The plots of most of Hitchcock's movies are so contrived they are scarcely believable.

Truffaut and Hitchcock discuss this in their book (which remains the finest book on filmmaking ever written).

Truffaut: "It's the kind of cinema that's extremely satisfying to audiences and yet often irritates the critics...they will single out as weaknesses those aspects that are the very essence of the film genre, as, for instance, a thoroughly casual approach to the plausible."

Hitch: "I'm not concerned with plausibility, that's the easist part of it, so why bother? Aside from the waste of time, they make for gaps or flaws in the picture. Let's be logical, if you're going to analyze everything in terms of plausibility or credibility, then no fiction script can stand up to that approach, and you wind up doing a documentary."

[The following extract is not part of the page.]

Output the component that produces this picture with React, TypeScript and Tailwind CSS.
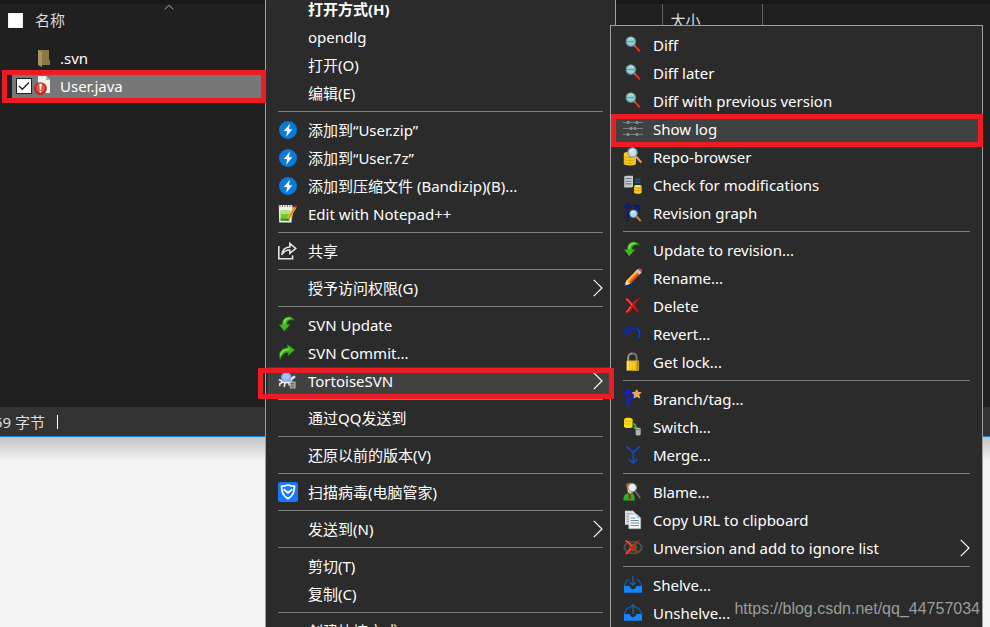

Truffaut: "As a matter of fact, the only kind of film that are, as a rule, unanimously endorsed by all the critics are such documentaries as Naked Island--pictures that require craftsmanship but no imagination."

Hitch: "To insist that a storyteller stick to the facts is just as ridiculous as to demand of a representative painter that he show objects accurately. What's the ultimate in represnetative painting? Color photography."

More Hitch: "In the documentary the basic material has been created by God, whereas in the fiction film the director is the god; he must create life. And in the process of that creation, there are lots of feelings, forms of expression, and viewpoints that have to be juxtaposed. We should have total freedom to do as we like, just so long as it's not dull. A critic who talks to me about plausibility is a dull fellow."

Robert Cook said...

"When I first saw (VERTIGO) in the theater as a kid, I loved it. But when I watched it again as part of the Masterpiece Collection of Hitchcock's movies, I realized how much he manipulated his actors to do things people wouldn't do in real life and how much I had overrated all of his movies."

Without intending to defend VERTIGO, per se, (I've only seen it once and that was years ago and can't recall it in detail), a work of narrative is not required to adhere to "real life" in order to be a successful and even brilliant work of art. Art, by definition, is not real life, and no rules apply other than the prerogatives of the artist's vision. A narrative that is unrealistic, where the characters do not behave as they might in "real life," succeeds or fails according to the power of the artist to create a consistent and compelling "controlled dream."

The films of David Lynch and Luis Bunuel, for example, are not "realistic," but the best of their works are art. There are writers whose stories and novels are similarly inscrutable if considered only by their correlation to "real life," (Kafka springs to mind).

VERTIGO is primarily a film about the sexual obsessions and fetishes of the Jimmy Stewart character. As such, it is about what is going on inside him, not a depiction of the "real" exterior world.